Enfin tranquille chez moi. Cela devenait urgent. D'autant qu'il faut que je me concentre, j'ai du mal à mettre de l'ordre dans tout ce qui m'arrive.
Plus loin, à la page 43, Anne nous parle de sa mère. Elles ont certains problèmes à communiquer mais elle sait quand même l'apprécier...
"Mais, à part ça, un coeur grand comme ça, Maman. Accueillante et disponible comme on n'en connaît pas beaucoup; et généreuse en plus. Elle m'a encore parlé de ses petites vieilles. Je l'imagine très bien, faisant ses tournées chez ses "chères petites amies" comme elle les appelle, les bras pleins de fleurs et de surprises, les bichonnant, leur racontant des histoires. "Je les maquille, je les coiffe, je leur fais les ongles, elles adorent..." Maman leur donne une chose infiniment précieuse, certainement plus importante pour elles: de la joie.

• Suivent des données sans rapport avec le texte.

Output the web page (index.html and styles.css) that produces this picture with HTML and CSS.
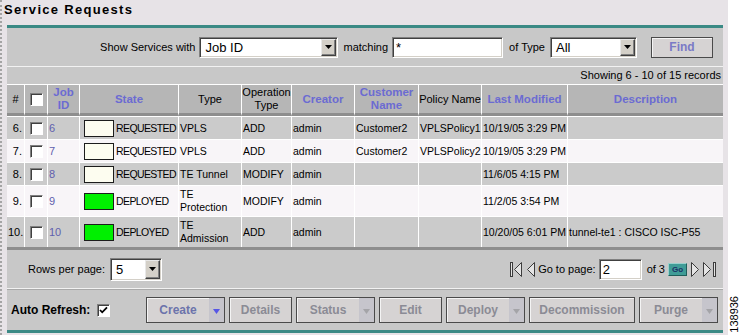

Je sais que beaucoup l'on réclamée, avant de partir. Elles ont fait le grand saut, dans une belle chemise de nuit, avec un peu de fard sur les joues. Grâce à Maman. "Combien, déjà?" Pour me répondre, Maman m'avait montré l'étagère de sa cuisine et sa collection étrange. "Tu vois, là, ce sont leurs tasses de petit déjeuner. Elles me les ont données en souvenir d'elles, c'est moi qui leur avais demandé. Parce que c'est l'objet de leur intimité qui me fait le plus penser à elles."
Sur l'étagère, il y avait toutes les classes sociales, du bol ordinaire à la belle tasse fine en porcelaine. Moi, je ne voyais que des tasses, mais Maman, elle retrouvait des visages, et m'énumérait les prénoms "Marguerite...Paulette...Jeannine...Sophie."
"Pourquoi ça Maman?
- J'apprivoise la mort."
Réponse pudique, gravité imprévisible, c'est elle, ça aussi.
Chez Marie... p. 101
Paris, Novembre
"Il tombe des cordes, la pluie dégouline à seaux sur la vitrine. Pas un chat dans la rue déserte, à part une jeune maman imprudente, tête nue et trempée, qui traverse la rue en courant derrière sa poussette. Les feuilles mortes collent au trottoir en couches épaisses, il fait froid, très sombre. On se croirait presque à la tombée de la nuit. Je ne trouve pas la clé dans mon sac et de grosses gouttes glacées se glissent dans le col de mon manteau. Une triste journée d'automne nous attends. Mais ça m'est égal. Je sais que, dès que j'aurai franchi le seuil de la librairie, je serai hors du temps; à l'intérieur, l'atmosphère y est chaleureuse toute l'année, comme dans les pubs irlandais. J'ai beaucoup travaillé l'éclairage, et plein de petits spots mettent en valeur la matière sensuelle des reliures de cuir, la chaude harmonie de bordeaux, beige, brun, vert foncé, bleu sombre...Ma librairie est un monde en soi."
Chez Lise...qui souffre de dépression nerveuse. Son psy lui dit: Demandez-vous ce que vous voulez... P. 236
"Ce que je veux? La paix. la tranquillité. Une vie douce, sans agression, une vie qui coule toute seule. Une vie comme un bateau sur la mer: se laisser porter, aller là où le vent me pousse, regarder les belles choses, même les toutes petites, les discrètes, une abeille qui se repose sur un filet à des kilomètres du rivage, un éclat de peinture qui ressemble à un oeil, les reflets des écailles au fond de la cale. Une vie qui me donne envie de la regarder, d'être dedans parce qu'elle est belle. Et pas de la fuir tout le temps. Pas de s'embrumer la tête avec tout ce qui traîne, pourvu que la quantité d'alcool soit suffisante. Arrêter de se réfugier dans cet état second où les choses qui font mal, ne font plus mal."
Un beau roman! Bien sûr il y a une histoire en rapport avec le père et son passé. Mais comme on peut voir, tout est savamment entremêlée de délicatesse, d'atmosphère et d'émotions mais aussi, de souffrance.